Driving into Topeka, I drifted into a philosophical mood and reflected on this past year—truly one like no other in my life. For me 2013 began the morning of January 2nd when I woke up gently around 8:00, not jolted awake by an obnoxious alarm at 6:30, and realized I didn’t have to get up and go to work. I retired from my job of almost 38 years on December 28, 2012. Don’t get me wrong, I liked my job. But an exciting new opportunity waited: finishing and publishing my first book. As a self-published author I would become my own marketing and promotion department, and that would require a lot of time and effort.
As I reflected on the past year I decided to launch a new blog category. If you’ve read my book, you know the first part is about my farm adventures and experiences. The second part is a collection of essays reflecting my “city girl” impressions of various aspects of farming and country life—“Farm Fresh Filosophies.” Since I’m waxing philosophical today, this seems like an appropriate title for this category.
“WOW! WHAT A YEAR!”
This is what we exclaimed as we toasted each other with champagne New Year’s Eve.
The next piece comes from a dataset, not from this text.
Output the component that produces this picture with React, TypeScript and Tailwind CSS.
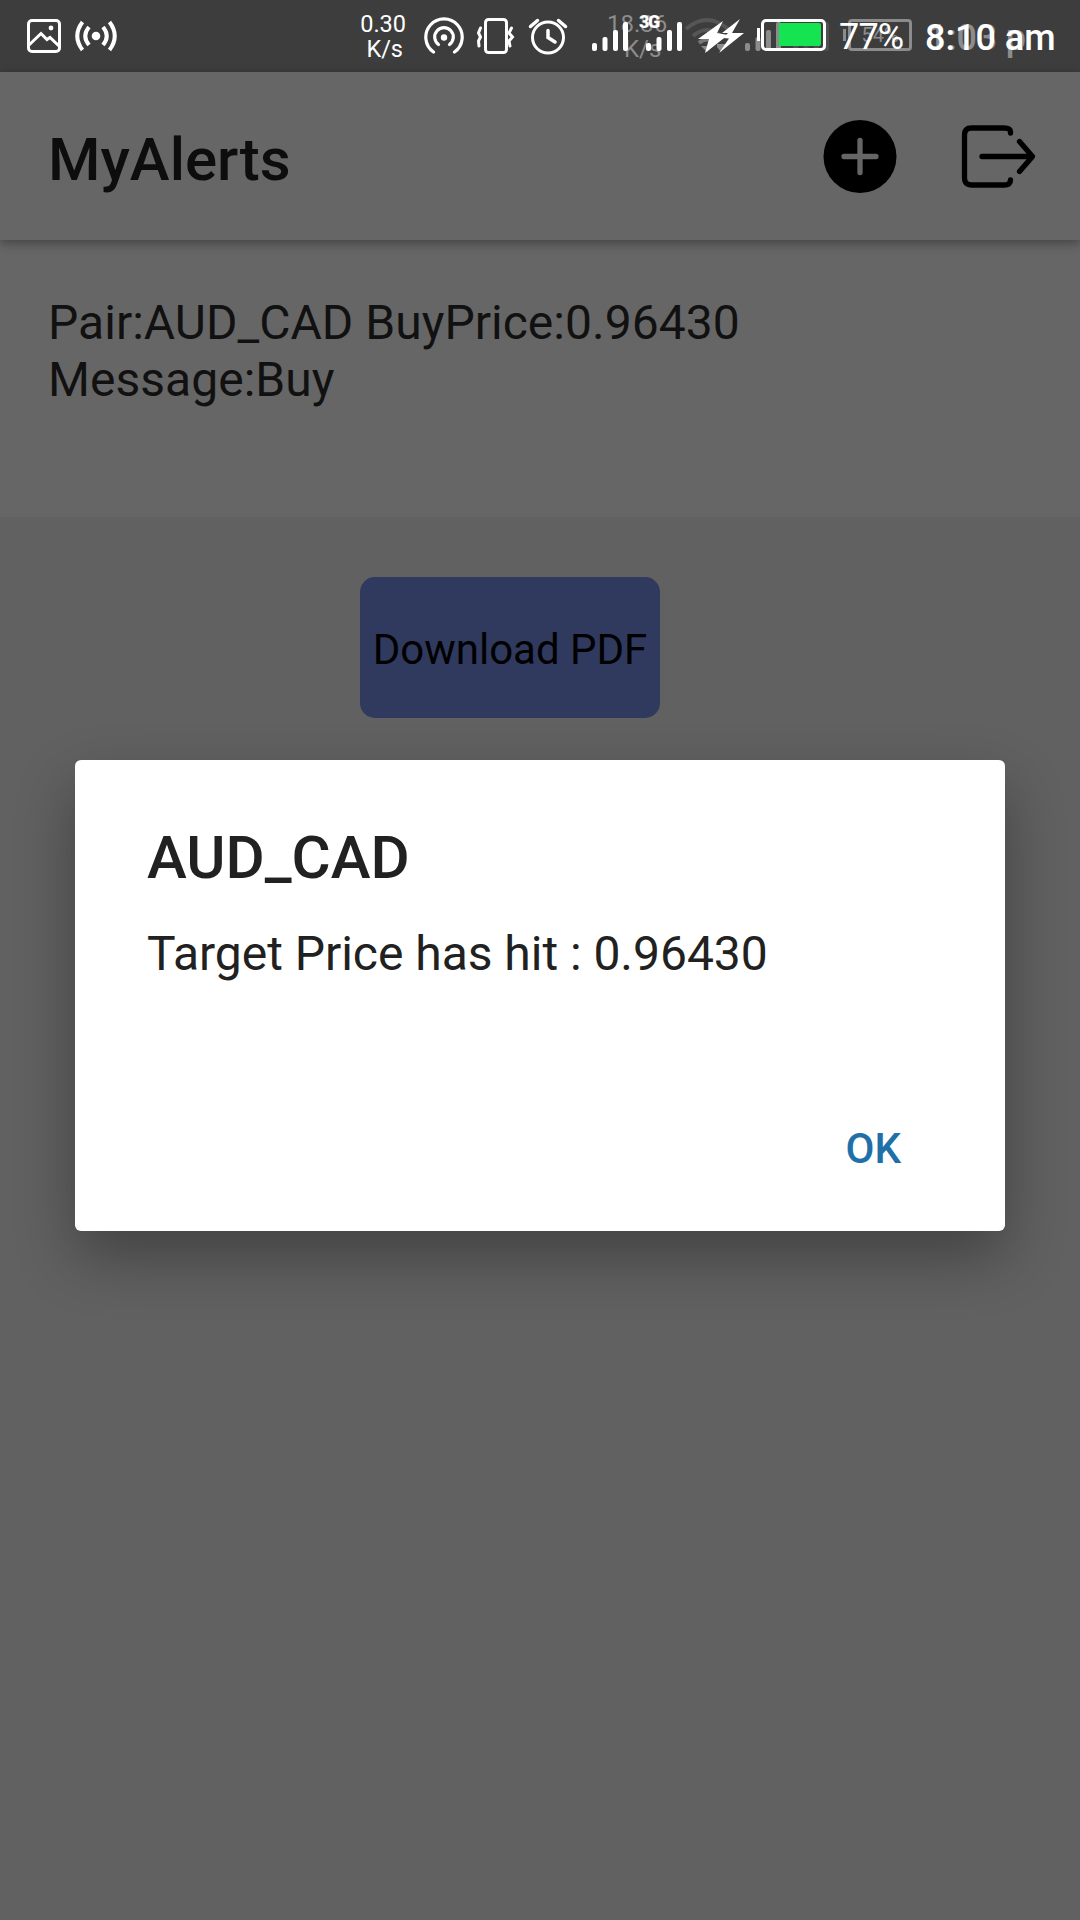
import React from "react";

function SignalBars({ className, fill = "#fff" }: { className?: string; fill?: string }) {
  return (
    <svg className={className} width="36" height="30" viewBox="0 0 36 30" fill={fill}>
      <rect x="0" y="21" width="5" height="8" rx="2" />
      <rect x="10.5" y="15" width="5" height="14" rx="2" />
      <rect x="21" y="8" width="5" height="21" rx="2" />
      <rect x="31" y="0" width="5" height="29" rx="2" />
    </svg>
  );
}

function FadedIndicators() {
  return (
    <div className="absolute inset-0 text-[#8c8c8c]">
      <div className="absolute left-[607px] top-[12px] text-[24px] leading-[25px]">
        18.36
        <br />
        <span className="pl-[17px]">K/s</span>
      </div>
      <svg className="absolute left-[684px] top-[16px]" width="52" height="38" viewBox="0 0 52 38" fill="none">
        <path d="M2 13Q23 -5 44 13" stroke="#565656" strokeWidth="4" />
        <path d="M9 20Q23 8 37 20" stroke="#565656" strokeWidth="4" />
        <path d="M15 27Q23 20 31 27" stroke="#777" strokeWidth="4" />
        <path d="M17 30h12l-6 6z M33 28h8v3h-8z M33 31h8l-4 5z" fill="#8c8c8c" />
      </svg>
      <SignalBars className="absolute left-[745px] top-[22px]" fill="#8c8c8c" />
      <SignalBars className="absolute left-[793px] top-[22px]" fill="#505050" />
      <div className="absolute left-[848px] top-[19px] flex h-8 w-[64px] items-center justify-center rounded-[4px] border-[3px] border-[#8c8c8c] text-[20px] leading-none">
        54%
      </div>
      <div className="absolute left-[843px] top-[29px] h-3 w-[3px] bg-[#8c8c8c]" />
      <div className="absolute left-[927px] top-[17px] whitespace-nowrap text-[36px] font-medium leading-[42px] tracking-[-0.200px]">
        1:03 p
      </div>
    </div>
  );
}

function StatusBar() {
  return (
    <div className="relative h-[72px] bg-[#3d3d3d] text-white">
      <FadedIndicators />
      <div className="relative flex h-full items-center">
        <svg className="ml-[27px] shrink-0" width="34" height="34" viewBox="0 0 34 34" fill="none" stroke="#fff" strokeWidth="3">
          <rect x="1.5" y="1.5" width="31" height="31" rx="3.5" />
          <path d="M2 26L14 14.5L20 20.5L23 18.5L32 27" />
          <circle cx="24" cy="9" r="2.4" fill="#fff" stroke="none" />
        </svg>
        <svg className="ml-[14px] shrink-0" width="42" height="34" viewBox="0 0 42 34" fill="none" stroke="#fff" strokeWidth="4">
          <circle cx="21" cy="17" r="4.3" fill="#fff" stroke="none" />
          <path d="M7.5 3Q-3 17 7.5 31M34.500 3Q45 17 34.500 31M14 8Q6.500 17 14 26M28 8Q35.500 17 28 26" />
        </svg>
        <div className="ml-[243px] mt-[1px] w-[46px] shrink-0 text-right text-[23.500px] leading-[25px]">
          0.30
          <br />
          <span className="pr-[3px]">K/s</span>
        </div>
        <svg className="ml-[18px] shrink-0" width="40" height="38" viewBox="0 0 40 38" fill="none" stroke="#fff" strokeWidth="3.200" strokeLinecap="round">
          <path d="M9.500 35A18.200 18.200 0 1 1 30.500 35" />
          <path d="M14.500 27.500A9.300 9.300 0 1 1 25.500 27.500" />
          <circle cx="20" cy="20.500" r="3.200" fill="#fff" stroke="none" />
        </svg>
        <svg className="ml-[12px] shrink-0" width="40" height="38" viewBox="0 0 40 38" fill="none" stroke="#fff" strokeWidth="3">
          <rect x="9.500" y="2.500" width="21" height="33" rx="3" />
          <path strokeLinecap="round" d="M4.500 11L2.500 16L4.500 20L2.500 24L3 29M35.500 11L33 16L36.500 20L33 24L34 29" />
        </svg>
        <svg className="ml-[12px] shrink-0" width="40" height="38" viewBox="0 0 40 38" fill="none" stroke="#fff" strokeWidth="3" strokeLinecap="round">
          <circle cx="20" cy="20.500" r="15.500" />
          <path d="M20 13.500V20.500L27 25" strokeWidth="3.500" />
          <path d="M2.500 9.500L9.500 3.500M30.500 3.500L37.500 9.500" strokeWidth="3.500" />
        </svg>
        <SignalBars className="ml-[24px] mt-[2px] shrink-0" />
        <div className="relative ml-[18px] mt-[2px] h-[30px] w-9 shrink-0">
          <SignalBars />
          <span className="absolute -left-[7px] -top-[9px] text-[18px] font-black leading-[18px] tracking-[-1.500px]">3G</span>
        </div>
        <svg className="ml-[16px] shrink-0" width="46" height="34" viewBox="0 0 46 34" fill="#fff">
          <path d="M25 2L0 20H11L7 34L30 16L19 14Z" />
          <path d="M42 0L24 14H30L25 19L31 19.500L21 34L46 14H34Z" />
        </svg>
        <div className="ml-[13px] mt-[-4px] h-[13px] w-[3px] shrink-0 bg-white" />
        <div className="ml-px mt-[-2px] flex h-8 w-[65px] shrink-0 justify-end rounded-[5px] border-[3px] border-white p-[2px] pt-[1px]">
          <div className="h-[23px] w-[44px] rounded-[2px] border-l-2 border-[#8c8c8c] bg-[#14e352]" />
        </div>
        <div className="ml-[13px] mt-px w-[66px] shrink-0 text-[36px] leading-10 tracking-[-0.800px]">77%</div>
        <div className="ml-[20px] mt-[4px] shrink-0 whitespace-nowrap text-[36px] font-medium leading-[42px]">8:10 am</div>
      </div>
    </div>
  );
}

function Header() {
  return (
    <header className="relative flex h-[168px] items-center bg-[#666] pl-12 pr-[36px] shadow-[0_3px_10px_rgba(0,0,0,0.35)]">
      <h1 className="mt-[7px] grow text-[60px] font-medium leading-[70px] text-[#0d0d0d]">MyAlerts</h1>
      <button aria-label="Add alert">
        <svg width="90" height="90" viewBox="0 0 90 90">
          <circle cx="45" cy="45.500" r="36.500" fill="#000" />
          <path d="M45 29.500V61.500M29 45.500H61" stroke="#666" strokeWidth="5.300" strokeLinecap="round" />
        </svg>
      </button>
      <button aria-label="Log out" className="ml-[49px]">
        <svg width="90" height="90" viewBox="0 0 90 90" fill="none" stroke="#000" strokeWidth="5.300" strokeLinecap="round" strokeLinejoin="round">
          <path d="M56.500 22V21Q56.500 17 50 17H17.500Q10.500 17 10.500 24V67Q10.500 74 17.500 74H50Q56.500 74 56.500 69" />
          <path d="M28 45.500H78M65.500 30.500L78.500 45.500L65.500 60.500" />
        </svg>
      </button>
    </header>
  );
}

function AlertDialog() {
  return (
    <div className="absolute inset-x-0 bottom-[2px] top-[72px] flex items-center justify-center">
      <div className="flex h-[471px] w-[930px] flex-col rounded-[6px] bg-white px-[72px] pt-[63px] text-[#212121] shadow-[0_26px_60px_rgba(0,0,0,0.32)]">
        <h2 className="text-[60px] font-medium leading-[70px]">AUD_CAD</h2>
        <p className="mt-[33px] text-[48px] leading-[56px] tracking-[-0.030px]">Target Price has hit : 0.96430</p>
        <button className="ml-auto mr-[32px] mt-[142px] text-[42px] font-medium leading-[50px] text-[#1f6fa8]">OK</button>
      </div>
    </div>
  );
}

export default function App() {
  return (
    <div className="relative flex h-[1920px] w-[1080px] flex-col overflow-hidden bg-[#616161] font-['Roboto',sans-serif]">
      <StatusBar />
      <Header />
      <section className="h-[277px] bg-[#666] px-12 pt-[54px] text-[48px] leading-[57px] tracking-[0.030px] text-[#111]">
        <p>Pair:AUD_CAD BuyPrice:0.96430</p>
        <p>Message:Buy</p>
      </section>
      <button className="ml-[360px] mt-[60px] h-[141px] w-[300px] rounded-[15px] bg-[#30395e] pt-1 text-[42px] leading-[49px] text-black">
        Download PDF
      </button>
      <AlertDialog />
    </div>
  );
}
Like I said, 2013 was a year like no other in my life!
(I arrive at Walmart early to avoid the crowd I’m sure will swarm by mid-morning. As I grab a cart and wheel it into the store, I start writing notes about my 2013 recap on the back of my Walmart shopping list. Incidentally, my list is arranged to coincide with the layout of the store. Anal? Yes, but I’m less apt to forget critical items that will result in crisscrossing the store to get them.)
For me, 2013 began with wading through paperwork: closing out Dad’s estate after his death in November of 2012; moving Mom from independent living in Burlingame to an assisted living facility in Topeka; and my own retirement paperwork. The bulk of the tree-killing was complete by April.
(I’ve gathered up a few items from several departments and am now entering the toilet tissue aisle. I have to rearrange my cart to make room for the “36 double rolls = 72 regular rolls” package. On to paper towels to pick up “6 super rolls = 11 regular rolls.” Huh? Who did that math? No, I don’t want “Select-A-Size.” Between these two items and the six 16"x25" pleated filters for the wood furnace, my cart is full.)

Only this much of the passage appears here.